Mentor: Great work, we’ll tick that target off. Ok so in terms of areas to work on I would think about your questioning a bit more. It was a bit unclear sometimes who you were targeting with your questioning, not sure if you had a plan for that or not. Also, this is quite a mixed class and I’m not sure some of them met the outcomes you set. Maybe next time just change up your resources a bit and maybe have an outcome for the low attaining pupils to meet?

Trainee: Yes, sounds like a good idea thanks.

Case study two: Mentoring a trainee training to teach in the Secondary RE 11-16 phase

Mentor: Thanks for letting me observe today. When we met earlier in the week, we said this would be a good lesson for you to practise your questioning and to focus on how this can help with misconceptions.

Trainee: Yes, and after seeing you with your class the other day and looking at the reading for this week, I went back to my plan and changed some aspects so I can trial some of the things I had seen you do with your class. For example, I noticed that every time you ask a question, you ask them “why do you think that?” and this seemed a good way to get them to unpick their thinking. I thought this would be good for allowing me to see where their misconceptions had come from.

Mentor: Yes, you’re right that’s a good point. It’s about the metacognition, getting them to think about their thinking which we looked at the other week. How else do you think that strategy can work well, especially if you’re trying to pick up misconceptions?

Trainee: I suppose if you are getting them to verbalise their thoughts, then they might realise themselves that something isn’t right? Or maybe another learner might have the same idea as them and it would help them too?

Mentor: That’s a great point, I totally agree. Try to start to link what you are learning about in one context, like when we looked at metacognition, and link it to what you’re doing now with questioning. It will help you to embed and reinforce what you’ve already done.

Trainee: Yes, thanks I will.

Mentor: Do you feel the strategy worked well?

Trainee: I think so, although it’s difficult to know how many questions to ask because you don’t want to spend too much time on it and then your pace slows down.

Mentor: True. Maybe there is a different way to do the questioning? It doesn’t always have to be done by you.

Trainee: Ah right ok. Yes, I suppose maybe they could question each other or do something in pairs about justifying their answer? Not sure I’ve done much pair work.

Mentor: I think that’s a great idea and looking at how you can use collaborative work, like pairs, for assessment tasks is coming up on your curriculum in a few weeks. Some colleagues are great at pair work and do it all the time, so how about I arrange for you to go and do a bit of observation of them when we come to that part of your curriculum?
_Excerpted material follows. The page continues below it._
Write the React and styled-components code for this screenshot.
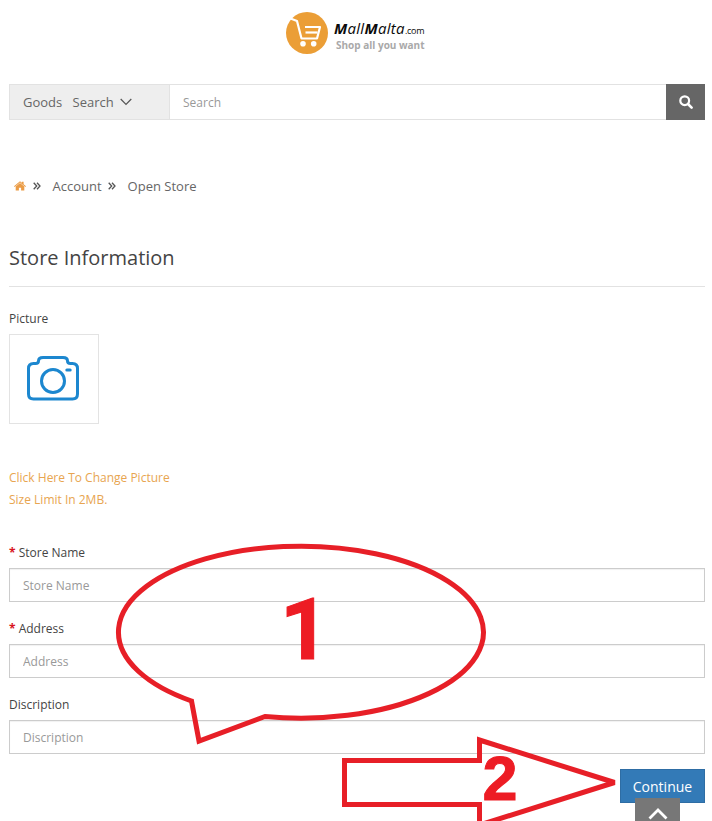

We can also have a look in the school CPD folder for any research or readings which will be of use. We can set it as a target in your meeting next week.
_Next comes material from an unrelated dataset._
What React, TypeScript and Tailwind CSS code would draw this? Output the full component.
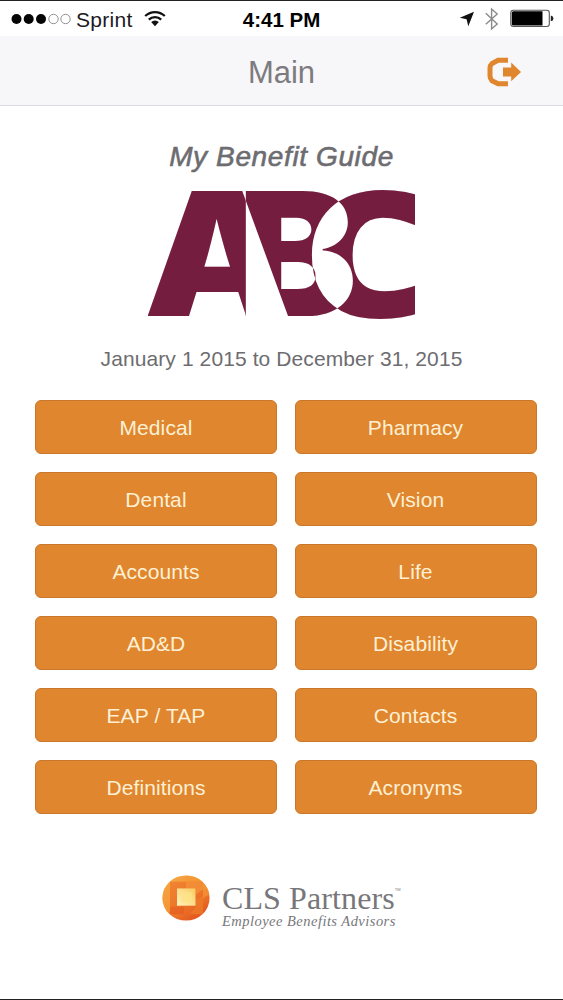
import type { FC } from "react";

const MENU_ITEMS = [
  "Medical",
  "Pharmacy",
  "Dental",
  "Vision",
  "Accounts",
  "Life",
  "AD&D",
  "Disability",
  "EAP / TAP",
  "Contacts",
  "Definitions",
  "Acronyms",
];

const StatusBar: FC = () => (
  <div className="grid h-[35px] grid-cols-3 items-center bg-white text-[21px] leading-none text-[#1c1a1f]">
    <div className="flex items-center pl-[11px]">
      <svg width="60" height="12" viewBox="0 0 60 12" className="shrink-0">
        {[5.5, 17.7, 30].map((cx) => (
          <circle key={cx} cx={cx} cy="6" r="5" fill="#050505" />
        ))}
        {[42.5, 54.5].map((cx) => (
          <circle key={cx} cx={cx} cy="6" r="4.7" fill="none" stroke="#777" strokeWidth="0.8" />
        ))}
      </svg>
      <span className="ml-[5px] pt-[2px] tracking-[0.3px]">Sprint</span>
      <svg width="22" height="17" viewBox="0 0 22 17" className="ml-[11px] shrink-0">
        <g fill="none" stroke="#111" strokeWidth="2.3">
          <path d="M1.2 6 A14.2 14.2 0 0 1 20.8 6" />
          <path d="M4.8 9.7 A9 9 0 0 1 17.2 9.7" />
        </g>
        <path d="M7.2 12.1 A5.5 5.5 0 0 1 14.8 12.1 L11 16.2 Z" fill="#111" />
      </svg>
    </div>
    <div className="pt-[3px] text-center text-[20.5px] font-bold text-black">4:41 PM</div>
    <div className="flex items-center justify-end pr-[9px]">
      <svg width="16" height="16" viewBox="0 0 16 16">
        <path d="M15 0.8 L9.3 15.2 L7.6 8.2 L0.8 6.7 Z" fill="#111" />
      </svg>
      <svg width="16" height="24" viewBox="0 0 16 24" className="ml-[9px]">
        <path
          d="M1.8 6.3 L13.2 17 L7.6 22 V2 L13.2 7 L1.8 17.3"
          fill="none"
          stroke="#8b8b8b"
          strokeWidth="1.4"
        />
      </svg>
      <svg width="44" height="19" viewBox="0 0 44 19" className="ml-[10px]">
        <rect x="0.8" y="1.2" width="38.5" height="16.3" rx="2.5" fill="white" stroke="#555" strokeWidth="1.1" />
        <path d="M3.5 2.2 H32.5 V16.5 H3.5 Q1.8 16.5 1.8 15 V3.7 Q1.8 2.2 3.5 2.2 Z" fill="black" />
        <path d="M40.8 6.6 Q43.4 7 43.4 9.4 Q43.4 11.8 40.8 12.2 Z" fill="#222" />
      </svg>
    </div>
  </div>
);

const NavBar: FC = () => (
  <div className="grid h-[70px] grid-cols-3 items-center border-b border-[#dcdade] bg-[#f7f6f9] pt-[3px]">
    <div />
    <h1 className="text-center text-[31px] leading-none text-[#7d7b80]">Main</h1>
    <button className="justify-self-end pr-[41px]" aria-label="Log out">
      <svg width="36" height="30" viewBox="0 0 36 30">
        <path d="M22 3.2 H12 L6 6.5 Q4 8.5 4 11 V19 Q4 21.5 6 23.7 L12 26.8 H22" fill="none" stroke="#e0862e" strokeWidth="5" />
        <path d="M17 10.6 H25.2 V5.6 L35 14.9 L25.2 24.2 V19.4 H17 Z" fill="#e0862e" />
      </svg>
    </button>
  </div>
);

// Overlapping letters cancel each other out, then everything dark is tinted maroon.
const CompanyLogo: FC = () => (
  <svg
    width="267"
    height="132"
    viewBox="0 0 267 132"
    className="isolate overflow-hidden"
    fontFamily="Inter, sans-serif"
    fontWeight="900"
    fontSize="100"
  >
    <rect width="267" height="132" fill="white" />
    <g fill="white">
      <text className="mix-blend-difference" transform="matrix(1.87 0 0 1.72 -4.5 128)">A</text>
      <text className="mix-blend-difference" transform="matrix(1.79 0 0 1.72 89.5 128)">B</text>
      <text
        className="mix-blend-difference"
        transform="matrix(2.05 0 0 1.76 153.5 128.5)"
        fontFamily="Open Sans, sans-serif"
        fontWeight="800"
      >
        C
      </text>
    </g>
    <rect className="mix-blend-screen" width="267" height="132" fill="#741d3e" />
  </svg>
);

const PartnerMark: FC = () => (
  <svg width="48" height="46" viewBox="0 0 48 48" preserveAspectRatio="none" className="shrink-0">
    <defs>
      <linearGradient id="sun" x1="0" y1="0" x2="0.7" y2="1">
        <stop offset="0" stopColor="#f8b04a" />
        <stop offset="0.55" stopColor="#f28a30" />
        <stop offset="1" stopColor="#e2521f" />
      </linearGradient>
      <linearGradient id="core" x1="0" y1="1" x2="1" y2="0">
        <stop offset="0" stopColor="#fff3bd" />
        <stop offset="1" stopColor="#fbcb62" />
      </linearGradient>
      <clipPath id="disc">
        <circle cx="24" cy="24" r="23.6" />
      </clipPath>
    </defs>
    <g clipPath="url(#disc)">
      <rect width="48" height="48" fill="url(#sun)" />
      <path d="M0 14 L8 10 V38 L0 44 Z" fill="#f7a040" opacity="0.5" />
      <path d="M24 0 H48 V20 L41 24 V8 H24 Z" fill="#f79a35" opacity="0.6" />
      <rect x="8" y="7" width="33" height="34" fill="#ea6a25" opacity="0.55" />
      <path d="M24 7 H41 V15 L34 20 V14 H24 Z" fill="#f59a3c" opacity="0.6" />
      <path d="M34 26 L41 22 V41 H28 L34 33 Z" fill="#f18a2c" opacity="0.45" />
      <path d="M8 33 H22 V41 H8 Z" fill="#e4581f" opacity="0.5" />
      <rect x="15" y="14" width="18.5" height="18" fill="url(#core)" />
      <path d="M19 18 H30 V29 H19 Z" fill="#fde488" opacity="0.7" />
    </g>
  </svg>
);

const PartnerLogo: FC = () => (
  <div className="flex items-start pl-[162px] font-['Liberation_Serif',serif] text-[#77777b]">
    <PartnerMark />
    <div className="ml-[12px] pt-[7px]">
      <div className="flex items-start text-[32px] leading-[32px] tracking-[0.1px] whitespace-nowrap">
        CLS Partners
        <span className="pt-[6px] font-['Liberation_Sans',sans-serif] text-[4px] leading-none">TM</span>
      </div>
      <div className="text-[14.5px] leading-[15px] tracking-[0.47px] whitespace-nowrap italic">
        Employee Benefits Advisors
      </div>
    </div>
  </div>
);

const App: FC = () => (
  <div className="flex h-[1000px] w-[563px] flex-col overflow-hidden border-y border-[#222126] bg-white font-['Liberation_Sans',Arial,sans-serif]">
    <StatusBar />
    <NavBar />

    <main className="flex flex-1 flex-col">
      <h2 className="mt-[35px] text-center text-[28px] leading-[32px] tracking-[0.62px] text-[#6d6c70] italic [-webkit-text-stroke:0.6px_#6d6c70]">
        My Benefit Guide
      </h2>
      <div className="mt-[15px] pl-[148px]">
        <CompanyLogo />
      </div>
      <p className="mt-[23px] text-center text-[21px] leading-[32px] tracking-[0.1px] text-[#6d6c70]">
        January 1 2015 to December 31, 2015
      </p>

      <div className="mt-[24.5px] grid grid-cols-2 gap-x-[17.5px] gap-y-[17.5px] pr-[26.5px] pl-[35px]">
        {MENU_ITEMS.map((item) => (
          <button
            key={item}
            className="h-[54.5px] rounded-md border border-[#c9772b] bg-[#e0862e] pt-[2px] text-[21px] leading-none tracking-[0.1px] text-[#fdf0d4]"
          >
            {item}
          </button>
        ))}
      </div>

      <div className="mt-[61px]">
        <PartnerLogo />
      </div>
    </main>
  </div>
);

export default App;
Trainee: That sounds great thanks.


What did you think? What did you note about the two very different approaches to mentoring? Some of the differences you may have seen include:

  1. The mentoring style: In case study one, the mentor does the majority of the talking and this is focussed on the trainee’s generic strengths and areas of development in the lesson. There is no agreed focus and very little use of prompts to get the trainee thinking. By contrast, the mentor in case study two has a very clear focus for the feedback and has linked this to the curriculum for that week. They make good use of prompts to elicit understanding from the trainee and the dialogue is much more ‘balanced’ between the pair with the mentor reaffirming the trainee’s reflections, prompting their thinking, and reinforcing key learning. Thus, the mentoring is much more effective and the trainee gets much more information and guidance out of the feedback.
  2. The use of the curriculum: In comparison to the mentor in the first case study, the mentor in case study two is very familiar with the curriculum for the trainee and knows how the learning for this week (questioning) links to previous and future learning. This enables them to guide the trainee to revisit key learning and to embed what they have learnt previously (about metacognition). At the outset of the feedback, the mentor revisits the purpose of the lesson observation and it’s clear that the mentor and trainee have previously identified this lesson as a good opportunity to practice and receive feedback on a specific component skill (questioning). The trainee has also been provided with an opportunity observe their mentor, as the expert, prior to ‘having a go’ themselves. Compared to this, the mentor from case study one makes no reference to the curriculum and does not have a clear idea of where the trainee should be at, at this point in their ITE. Moreover, it is not clear if this observation has been agreed in advance or what skill(s) the trainee is practising or should be receiving feedback on. This makes the mentoring less effective, and this is reflected in the quality of the feedback the trainee receives or how this may assist with next steps. Moreover, mentor two is familiar with the pertinent research in this area. In contrast, mentor one gives inaccurate advice about artificially creating different resources for different learners and lowering expectations for low attaining learners. Neither of these suggestions is in line with the current DfE guidance for trainee teachers (DfE, 2021).
  3. Identifying opportunities for development: A key feature of effective mentoring is identifying opportunities for trainees to dialogue, observe, practice, and/or receive feedback on the component skills set out in their EHU ITE curriculum. This enables the trainee to build their understanding towards a complex composite understanding as they make progress through their ITE. In case study one, the mentor provides feedback on the ‘areas for development’, but there is no indication of why or how these areas will assist with the trainee’s progression and no discussion about how the trainee could gain the experience or skills required. As a result, the trainee may be left with the feedback from the mentor but very little idea how to act on this feedback, why it has been identified as an area for development,  or be given advice which is inconsistent with current DfE expectations. In comparison, the exchange between mentor and trainee in case study two is a good example of effective mentoring. The mentoring has prompted the trainee to identify ways in which her use of questioning could be developed (by using more peer feedback), has linked this to future learning (on collaborative assessment), has identified an opportunity for the trainee to observe an expert in this area (another colleague), and will support this with credible sources (using research from the school CPD folder).